KNOXVILLE, Tenn. -- "A Death in the Family" won the Pulitzer Prize a half century ago and became an American literary classic, but it was not the book James Agee wrote.
"It wasn't what Agee intended. At least, it isn't the manuscript that he left when he died," University of Tennessee professor Michael Lofaro says.
More than two dozen chapters were eliminated, broken apart or rearranged in the posthumous editing of Agee's homage to his childhood in Knoxville in the early 1900s -- a story punctuated by his father's death in a car crash.
Now, in the first volume of a planned 10-volume set of Agee's collected works and letters, the University of Tennessee Press has published a more richly detailed and chronological narrative that may be truer to Agee's plan. The result could be a revelation to readers puzzled by the book's jumbled italicized flashbacks and incongruous prologue -- the poetic and previously published essay "Knoxville: Summer of 1915."
Under the original edits, Agee's father became less of an individual and more of a universal parent. And a succession of copy editors turned a deaf ear to Agee's keen sense of "East Tennessee" dialect. In one of hundreds of entries, "bran new" became "brand new," for example.

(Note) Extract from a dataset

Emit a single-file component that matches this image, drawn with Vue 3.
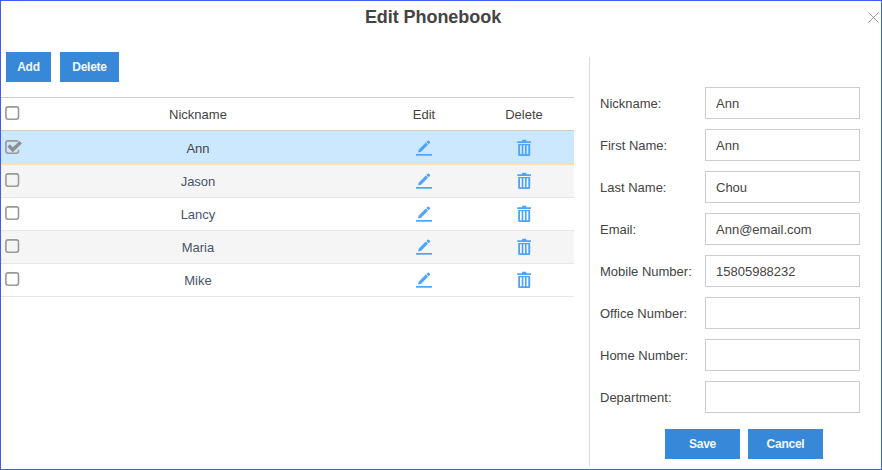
<script setup>
import { ref } from 'vue'

const contacts = ref([
  { name: 'Ann', checked: true },
  { name: 'Jason', checked: false },
  { name: 'Lancy', checked: false },
  { name: 'Maria', checked: false },
  { name: 'Mike', checked: false },
])

const fields = ref([
  { label: 'Nickname:', value: 'Ann' },
  { label: 'First Name:', value: 'Ann' },
  { label: 'Last Name:', value: 'Chou' },
  { label: 'Email:', value: 'Ann@email.com' },
  { label: 'Mobile Number:', value: '15805988232' },
  { label: 'Office Number:', value: '' },
  { label: 'Home Number:', value: '' },
  { label: 'Department:', value: '' },
])
</script>

<template>
  <div class="dialog">
    <header class="head">
      <h1>Edit Phonebook</h1>
      <svg class="close" width="11" height="11" viewBox="0 0 11 11">
        <path d="M0.5 0.5L10.5 10.5M10.5 0.5L0.5 10.5" />
      </svg>
    </header>
    <div class="body">
      <section class="list">
        <div class="tools">
          <button class="btn add">Add</button>
          <button class="btn del">Delete</button>
        </div>
        <div class="table">
          <div class="row header">
            <span class="check">
              <svg width="18" height="16" viewBox="0 0 18 16">
                <rect class="box" x="0.9" y="1.9" width="12.6" height="12.4" rx="2.2" />
              </svg>
            </span>
            <span>Nickname</span>
            <span>Edit</span>
            <span>Delete</span>
          </div>
          <div v-for="c in contacts" :key="c.name" class="row" :class="{ selected: c.checked }">
            <span class="check">
              <svg width="18" height="16" viewBox="0 0 18 16">
                <template v-if="c.checked">
                  <path class="box" d="M13 2.2Q12.4 1.9 11.4 1.9H3.1Q0.9 1.9 0.9 4.1V12.1Q0.9 14.3 3.1 14.3H11.3Q13.5 14.3 13.5 12.1V10.8" />
                  <path class="tick" d="M3.6 6.6L7.8 10.8L15.7 3.2" />
                </template>
                <rect v-else class="box" x="0.9" y="1.9" width="12.6" height="12.4" rx="2.2" />
              </svg>
            </span>
            <span class="name">{{ c.name }}</span>
            <span>
              <svg class="icon" width="16" height="18" viewBox="0 0 16 18">
                <rect x="0" y="15" width="16" height="1.7" />
                <path d="M2 13.6L2.9 10.5L9.8 3.6L12 5.8L5.1 12.7Z" />
                <path d="M10.4 3L11.7 1.7Q12.3 1.1 12.9 1.7L13.9 2.7Q14.5 3.3 13.9 3.9L12.6 5.2Z" />
              </svg>
            </span>
            <span>
              <svg class="icon" width="14" height="18" viewBox="0 0 14 18">
                <path d="M0.3 2.3H5V1.5Q5 0.7 5.8 0.7H8.7Q9.5 0.7 9.5 1.5V2.3H14V4.1H0.3Z" />
                <path fill-rule="evenodd" d="M1.2 5H13.2V16Q13.2 17 12.2 17H2.2Q1.2 17 1.2 16ZM3 6.3V15.2H4.7V6.3ZM6.3 6.3V15.2H8V6.3ZM9.6 6.3V15.2H11.3V6.3Z" />
              </svg>
            </span>
          </div>
        </div>
      </section>
      <form class="details" @submit.prevent>
        <label v-for="f in fields" :key="f.label" class="field">
          <span>{{ f.label }}</span>
          <input v-model="f.value" type="text" />
        </label>
        <div class="actions">
          <button class="btn wide">Save</button>
          <button class="btn wide">Cancel</button>
        </div>
      </form>
    </div>
  </div>
</template>

<style>
body {
  margin: 0;
  background: #fff;
}
</style>

<style scoped>
.dialog {
  box-sizing: border-box;
  width: 882px;
  height: 470px;
  border: 1px solid #405cf5;
  background: #fff;
  color: #444;
  font: 13px/16px "Liberation Sans", Arial, sans-serif;
  overflow: hidden;
}
.head {
  display: flex;
  height: 51px;
  padding: 0 2px 0 0;
}
h1 {
  flex: 1;
  margin: 5px 0 0;
  padding-right: 3px;
  font-size: 18px;
  line-height: 22px;
  letter-spacing: -0.06px;
  text-align: center;
}
.close {
  margin-top: 11px;
  fill: none;
  stroke: #999;
  stroke-width: 1;
}
.body {
  display: flex;
}
.list {
  width: 573px;
  margin-right: 15px;
}
.tools {
  display: flex;
  gap: 9px;
  padding-left: 5px;
  height: 45px;
}
.btn {
  height: 30px;
  padding: 0;
  border: 0;
  border-radius: 0;
  background: #3788d8;
  color: #f2f7fc;
  font: bold 12px/30px "Liberation Sans", Arial, sans-serif;
  letter-spacing: -0.25px;
}
.add {
  width: 45px;
}
.del {
  width: 59px;
}
.wide {
  width: 75px;
}
.row {
  box-sizing: border-box;
  display: grid;
  grid-template-columns: 21px 352px 100px 100px;
  align-items: center;
  justify-items: center;
  height: 33px;
  border-bottom: 1px solid #e6e6e6;
}
.row:nth-child(odd) {
  background: #f5f5f5;
}
.row.header {
  height: 34px;
  border-top: 1px solid #ccc;
  border-bottom-color: #ccc;
  background: #fff;
}
.row.selected {
  height: 34px;
  border-top: 1px solid #f7e3a6;
  border-bottom-color: #f7e3a6;
  background: #cce8ff;
}
.name {
  color: #475669;
}
.selected .name {
  color: #444;
}
.header > span,
.name {
  padding-top: 1px;
}
.row > .check {
  justify-self: start;
  padding: 0 0 3px 4px;
}
svg {
  display: block;
}
.box {
  fill: none;
  stroke: #999;
  stroke-width: 1.6;
}
.tick {
  fill: none;
  stroke: #8f8f8f;
  stroke-width: 3.5;
}
.icon {
  fill: #4da3ff;
}
.details {
  box-sizing: border-box;
  width: 271px;
  height: 409px;
  margin-top: 5px;
  padding: 30px 0 0 10px;
  border-left: 1px solid #ddd;
}
.field {
  display: flex;
  align-items: center;
  height: 32px;
  margin-bottom: 10px;
}
.field span {
  width: 105px;
  padding-top: 1px;
}
input {
  box-sizing: border-box;
  width: 155px;
  height: 32px;
  padding: 1px 10px 0;
  border: 1px solid #ccc;
  border-radius: 0;
  outline: none;
  background: #fff;
  color: #444;
  font: 13px "Liberation Sans", Arial, sans-serif;
}
.actions {
  display: flex;
  gap: 8px;
  padding: 6px 0 0 65px;
}
</style>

The result of several years' research by Lofaro, the new "A Death in the Family, A Restoration of the Author's Text" carries the approval of the Committee on Scholarly Editions of the Modern Language Assn. and the support of the Agee family trust.
How different is the new book? Lofaro found 16 chapters to insert before the first chapter of the Pulitzer winner -- 144 pages in a revised edition of 356 pages.
"I don't think the current book would have been selected by the Book of the Month Club, which was part of its early penetration into people's consciousness," said Paul Sprecher, family trustee and husband to Agee's oldest daughter, Deedee Agee. "But I think it is a fuller story, a more honest story and I think it is more what Agee had in mind. It is less sentimental. It is a little wrenching."
Numerous classics have been reissued posthumously, in expanded forms, in recent years, including Stephen Crane's "The Red Badge of Courage" and Theodore Dreiser's "Sister Carrie." Scholars have differed whether the new editions improved upon the original publications.
Agee, the pioneering film critic, screenwriter ("The African Queen"), poet and journalist ("Let Us Now Praise Famous Men"), died at 45 of a heart attack in a New York City cab in 1955. His greatest fame came after his death, beginning with the publication of his untitled story of his early life. He had worked on the novel for years. It was nearly done, written in pencil on stacks of unnumbered, yellowed pages.
Friend and editor David McDowell, who was searching for income for Agee's widow, Mia, and three children, cobbled together and published the book as "A Death in the Family" in 1957 to critical raves and popular appeal. It won the Pulitzer for fiction in 1958, won a second Pulitzer in 1961 for Tad Mosel's adapted play "All the Way Home" and was turned into at least three major TV productions, including a PBS "Masterpiece Theatre" presentation in 2002.
But McDowell left a different story -- maybe even a better one -- on his editing desk.
The first hint came in 1988 when McDowell's son sold a box of his father's papers to the university. "I went over and looked at the stuff, and there were two substantial chapters in Agee's hand that nobody had seen before," Lofaro said. "And I went, hmmmm. . . . " (Those two chapters were published by Harper's magazine in December. They were titled "Enter the Ford," referring to his father's car, and "Chilhowee Park," a park in Knoxville).
The find began Lofaro's long search for Agee's original vision, as lawsuits over ownership of the papers loitered in the courts, finally resolved by Sprecher's appointment as Agee trustee in 2002.
Lofaro acknowledges being motivated by McDowell's claim in an editors' note that still appears at the front of every copy of "A Death in the Family" that Agee's book "is presented here exactly as he wrote it."
The evidence in the Agee archives at the University of Texas in Austin, the trove at Tennessee and materials still with the Agee trust suggests otherwise. Lofaro found drafts, revisions, outlines and letters in which Agee described how the book should flow and what it should contain.
"It was patently clear he had jiggered it," Lofaro said of McDowell, though the effort was "done with the right intentions" to make money for the family, expose the world to Agee's masterpiece and "to keep the memory and legend of James Agee on a certain track."
A key change was a new introduction. Instead of McDowell's use of the bucolic "Knoxville: Summer of 1915," Agee had written a surreal nightmare in which the author finds himself as an adult back in Knoxville carrying the dead body of his father. There are images here that resonate through the rest of the book.
The other was a clear desire to tell the story in sequence. McDowell cut several chapters of Agee's earliest memories, then fashioned bits and pieces of them into two flashback chapters -- an aesthetic device Lofaro believes would have been popular at the time.
Yet Agee apparently planned a more straightforward approach.
In a letter to his mother, Agee wrote simply: "I am trying to write a short book, a novel, beginning with the first things I can remember, and ending with my father's funeral."